1) Winston: Investors have different value adds, particularly with a seasoned founder team like ours which may not need as much hand-holding. We would pick investors in part on how they can help us, and this particular candidate has lots of appeal in terms of providing in roads to a bunch of different potential customers as well as exposure to tech on our roadmap, in addition to helping add firepower to our engineering effort.

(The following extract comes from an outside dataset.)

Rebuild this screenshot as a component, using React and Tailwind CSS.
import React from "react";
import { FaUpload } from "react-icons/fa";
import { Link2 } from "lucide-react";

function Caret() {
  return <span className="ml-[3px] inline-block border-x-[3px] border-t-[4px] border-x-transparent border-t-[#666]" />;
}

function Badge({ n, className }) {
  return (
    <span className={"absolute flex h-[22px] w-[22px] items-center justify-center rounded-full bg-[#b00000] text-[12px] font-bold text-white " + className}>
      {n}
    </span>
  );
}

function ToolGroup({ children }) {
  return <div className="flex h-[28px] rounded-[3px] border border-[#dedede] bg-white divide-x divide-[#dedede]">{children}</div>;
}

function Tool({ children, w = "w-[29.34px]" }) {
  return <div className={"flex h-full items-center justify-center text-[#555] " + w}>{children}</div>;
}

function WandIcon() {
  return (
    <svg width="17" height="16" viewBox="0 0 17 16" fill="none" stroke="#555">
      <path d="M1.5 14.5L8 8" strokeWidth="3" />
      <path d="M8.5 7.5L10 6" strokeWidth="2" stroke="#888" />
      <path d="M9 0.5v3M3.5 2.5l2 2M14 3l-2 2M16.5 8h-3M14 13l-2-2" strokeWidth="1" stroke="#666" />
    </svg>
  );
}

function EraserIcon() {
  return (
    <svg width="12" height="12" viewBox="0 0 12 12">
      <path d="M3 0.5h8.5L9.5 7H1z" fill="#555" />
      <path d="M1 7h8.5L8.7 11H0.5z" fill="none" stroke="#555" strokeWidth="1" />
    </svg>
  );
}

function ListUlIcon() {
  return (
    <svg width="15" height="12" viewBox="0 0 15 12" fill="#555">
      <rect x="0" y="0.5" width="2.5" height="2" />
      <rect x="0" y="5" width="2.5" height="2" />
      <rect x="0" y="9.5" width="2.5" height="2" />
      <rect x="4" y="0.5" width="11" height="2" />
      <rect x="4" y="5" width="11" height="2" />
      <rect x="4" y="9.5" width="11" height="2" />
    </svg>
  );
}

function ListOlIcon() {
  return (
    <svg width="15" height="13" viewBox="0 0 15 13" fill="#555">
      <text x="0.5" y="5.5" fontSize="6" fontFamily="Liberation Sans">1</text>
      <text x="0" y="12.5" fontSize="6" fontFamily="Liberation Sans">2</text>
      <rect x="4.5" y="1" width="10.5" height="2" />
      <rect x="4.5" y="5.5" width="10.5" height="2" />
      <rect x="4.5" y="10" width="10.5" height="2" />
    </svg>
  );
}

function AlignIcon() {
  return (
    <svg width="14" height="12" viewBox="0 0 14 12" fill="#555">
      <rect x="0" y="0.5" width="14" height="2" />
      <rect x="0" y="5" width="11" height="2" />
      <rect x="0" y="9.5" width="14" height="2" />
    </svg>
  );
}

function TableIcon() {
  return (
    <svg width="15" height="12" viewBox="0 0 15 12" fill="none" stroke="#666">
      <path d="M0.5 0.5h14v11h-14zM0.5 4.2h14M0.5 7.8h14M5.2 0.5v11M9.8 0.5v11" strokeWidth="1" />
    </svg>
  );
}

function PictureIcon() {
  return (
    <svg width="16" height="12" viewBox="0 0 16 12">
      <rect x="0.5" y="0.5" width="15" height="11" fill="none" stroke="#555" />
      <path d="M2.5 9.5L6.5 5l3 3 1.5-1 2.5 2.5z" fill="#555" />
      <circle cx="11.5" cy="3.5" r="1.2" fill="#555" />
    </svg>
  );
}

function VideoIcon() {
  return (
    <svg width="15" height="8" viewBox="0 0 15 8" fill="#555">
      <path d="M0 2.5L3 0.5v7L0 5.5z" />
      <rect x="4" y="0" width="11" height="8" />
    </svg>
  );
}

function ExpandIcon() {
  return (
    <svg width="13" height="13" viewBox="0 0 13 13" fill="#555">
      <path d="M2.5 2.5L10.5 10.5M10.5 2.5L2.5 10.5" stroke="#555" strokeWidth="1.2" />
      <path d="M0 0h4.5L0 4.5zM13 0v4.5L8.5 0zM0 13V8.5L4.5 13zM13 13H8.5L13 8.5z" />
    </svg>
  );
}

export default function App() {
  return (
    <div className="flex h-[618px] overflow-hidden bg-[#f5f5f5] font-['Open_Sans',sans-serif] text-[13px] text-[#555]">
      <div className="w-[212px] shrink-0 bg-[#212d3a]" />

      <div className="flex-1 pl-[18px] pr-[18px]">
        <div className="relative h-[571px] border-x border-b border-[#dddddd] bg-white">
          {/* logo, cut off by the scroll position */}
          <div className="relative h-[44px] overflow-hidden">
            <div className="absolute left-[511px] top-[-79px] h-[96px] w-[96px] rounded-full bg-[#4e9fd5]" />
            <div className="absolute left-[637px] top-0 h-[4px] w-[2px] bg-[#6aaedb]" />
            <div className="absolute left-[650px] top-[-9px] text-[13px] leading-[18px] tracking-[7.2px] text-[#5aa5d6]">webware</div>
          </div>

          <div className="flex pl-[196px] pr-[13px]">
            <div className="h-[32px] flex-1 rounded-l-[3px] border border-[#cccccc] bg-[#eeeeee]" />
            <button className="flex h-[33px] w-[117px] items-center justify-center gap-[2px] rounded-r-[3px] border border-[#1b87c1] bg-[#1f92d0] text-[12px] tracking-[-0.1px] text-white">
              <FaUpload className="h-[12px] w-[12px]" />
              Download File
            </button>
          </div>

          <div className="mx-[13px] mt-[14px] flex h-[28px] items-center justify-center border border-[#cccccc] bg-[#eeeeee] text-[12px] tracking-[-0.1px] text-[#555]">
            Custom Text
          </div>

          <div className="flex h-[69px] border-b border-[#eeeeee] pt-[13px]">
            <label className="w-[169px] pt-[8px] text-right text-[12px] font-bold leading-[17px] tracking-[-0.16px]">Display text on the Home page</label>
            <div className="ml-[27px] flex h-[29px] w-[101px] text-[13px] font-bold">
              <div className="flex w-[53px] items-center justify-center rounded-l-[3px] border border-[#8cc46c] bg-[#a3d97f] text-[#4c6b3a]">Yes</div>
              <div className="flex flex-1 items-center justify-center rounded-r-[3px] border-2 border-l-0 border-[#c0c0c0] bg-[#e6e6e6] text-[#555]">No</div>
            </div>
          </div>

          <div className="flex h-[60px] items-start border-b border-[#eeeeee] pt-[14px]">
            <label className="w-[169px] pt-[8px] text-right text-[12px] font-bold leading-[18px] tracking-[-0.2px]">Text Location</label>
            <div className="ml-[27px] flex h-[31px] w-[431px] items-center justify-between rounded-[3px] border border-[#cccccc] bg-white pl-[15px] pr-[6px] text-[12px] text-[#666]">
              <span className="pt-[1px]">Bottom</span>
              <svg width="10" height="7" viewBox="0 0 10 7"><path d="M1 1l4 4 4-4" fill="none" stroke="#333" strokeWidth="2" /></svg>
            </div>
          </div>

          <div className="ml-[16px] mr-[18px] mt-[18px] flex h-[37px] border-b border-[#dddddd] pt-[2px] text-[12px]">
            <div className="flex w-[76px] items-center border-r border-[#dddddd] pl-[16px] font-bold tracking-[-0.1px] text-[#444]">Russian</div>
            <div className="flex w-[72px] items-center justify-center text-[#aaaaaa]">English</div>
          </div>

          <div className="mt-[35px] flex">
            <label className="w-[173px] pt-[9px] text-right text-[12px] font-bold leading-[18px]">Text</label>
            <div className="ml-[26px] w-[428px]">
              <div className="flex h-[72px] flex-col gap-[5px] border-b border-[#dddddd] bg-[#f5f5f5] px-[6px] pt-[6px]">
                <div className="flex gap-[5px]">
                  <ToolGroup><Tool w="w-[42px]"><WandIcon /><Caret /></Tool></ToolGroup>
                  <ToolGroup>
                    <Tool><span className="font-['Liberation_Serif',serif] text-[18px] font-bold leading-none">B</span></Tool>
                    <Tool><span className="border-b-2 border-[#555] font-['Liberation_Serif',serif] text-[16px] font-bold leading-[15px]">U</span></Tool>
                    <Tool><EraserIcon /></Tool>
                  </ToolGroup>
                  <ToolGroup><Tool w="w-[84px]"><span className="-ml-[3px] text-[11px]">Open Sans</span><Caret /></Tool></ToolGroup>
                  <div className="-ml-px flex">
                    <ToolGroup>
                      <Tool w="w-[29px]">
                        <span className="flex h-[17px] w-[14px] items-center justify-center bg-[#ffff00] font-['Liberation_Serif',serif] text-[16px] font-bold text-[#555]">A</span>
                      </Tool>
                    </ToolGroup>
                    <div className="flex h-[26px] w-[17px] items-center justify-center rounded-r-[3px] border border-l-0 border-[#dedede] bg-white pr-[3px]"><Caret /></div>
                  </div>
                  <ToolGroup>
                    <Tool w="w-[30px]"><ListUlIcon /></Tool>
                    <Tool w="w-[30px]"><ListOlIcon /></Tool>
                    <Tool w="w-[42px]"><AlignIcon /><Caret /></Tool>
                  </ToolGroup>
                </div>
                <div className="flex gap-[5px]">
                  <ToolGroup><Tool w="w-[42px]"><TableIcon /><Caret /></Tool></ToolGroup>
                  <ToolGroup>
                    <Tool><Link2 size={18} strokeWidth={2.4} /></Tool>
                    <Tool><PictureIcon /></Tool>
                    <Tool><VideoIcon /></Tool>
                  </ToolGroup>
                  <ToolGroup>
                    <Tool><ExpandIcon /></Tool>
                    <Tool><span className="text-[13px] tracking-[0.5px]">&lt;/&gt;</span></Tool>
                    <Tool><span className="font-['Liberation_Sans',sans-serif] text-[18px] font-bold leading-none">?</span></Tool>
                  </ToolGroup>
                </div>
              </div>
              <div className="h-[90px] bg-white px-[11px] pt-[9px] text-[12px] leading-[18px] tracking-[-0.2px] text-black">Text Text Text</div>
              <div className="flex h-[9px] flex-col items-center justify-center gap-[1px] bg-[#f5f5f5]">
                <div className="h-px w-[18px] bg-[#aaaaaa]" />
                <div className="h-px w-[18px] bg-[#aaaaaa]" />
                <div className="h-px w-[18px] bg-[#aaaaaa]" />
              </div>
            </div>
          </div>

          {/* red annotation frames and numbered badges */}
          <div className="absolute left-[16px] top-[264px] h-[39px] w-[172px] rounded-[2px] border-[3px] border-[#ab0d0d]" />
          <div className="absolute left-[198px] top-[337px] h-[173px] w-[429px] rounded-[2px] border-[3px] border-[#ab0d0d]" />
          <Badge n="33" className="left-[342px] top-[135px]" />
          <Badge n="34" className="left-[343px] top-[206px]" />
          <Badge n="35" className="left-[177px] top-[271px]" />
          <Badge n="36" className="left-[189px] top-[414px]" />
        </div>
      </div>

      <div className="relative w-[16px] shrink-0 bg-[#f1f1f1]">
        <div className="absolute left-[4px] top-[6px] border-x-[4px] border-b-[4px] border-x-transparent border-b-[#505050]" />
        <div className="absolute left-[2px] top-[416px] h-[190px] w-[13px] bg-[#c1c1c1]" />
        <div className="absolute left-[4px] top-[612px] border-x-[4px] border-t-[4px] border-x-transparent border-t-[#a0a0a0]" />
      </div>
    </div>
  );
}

2) Jason: Managing geographically dispersed teams is always a challenge, but I've done it for more than a decade with a fair amount of success. I view using resources like this in the early stage as an easily scalable "force multiplier" to my core engineering team, as not everything you build is rocket science. Sometimes, you just need a factory to augment founder innovation. Also, because I'm constructing high-availability enterprise software, I'm able to do the necessary QA without blowing my budget. IP protection isn't an issue if you're dealing with a reputable firm in the right jurisdiction and know the IP issues going into it. All valid concerns, for sure, so thanks for that.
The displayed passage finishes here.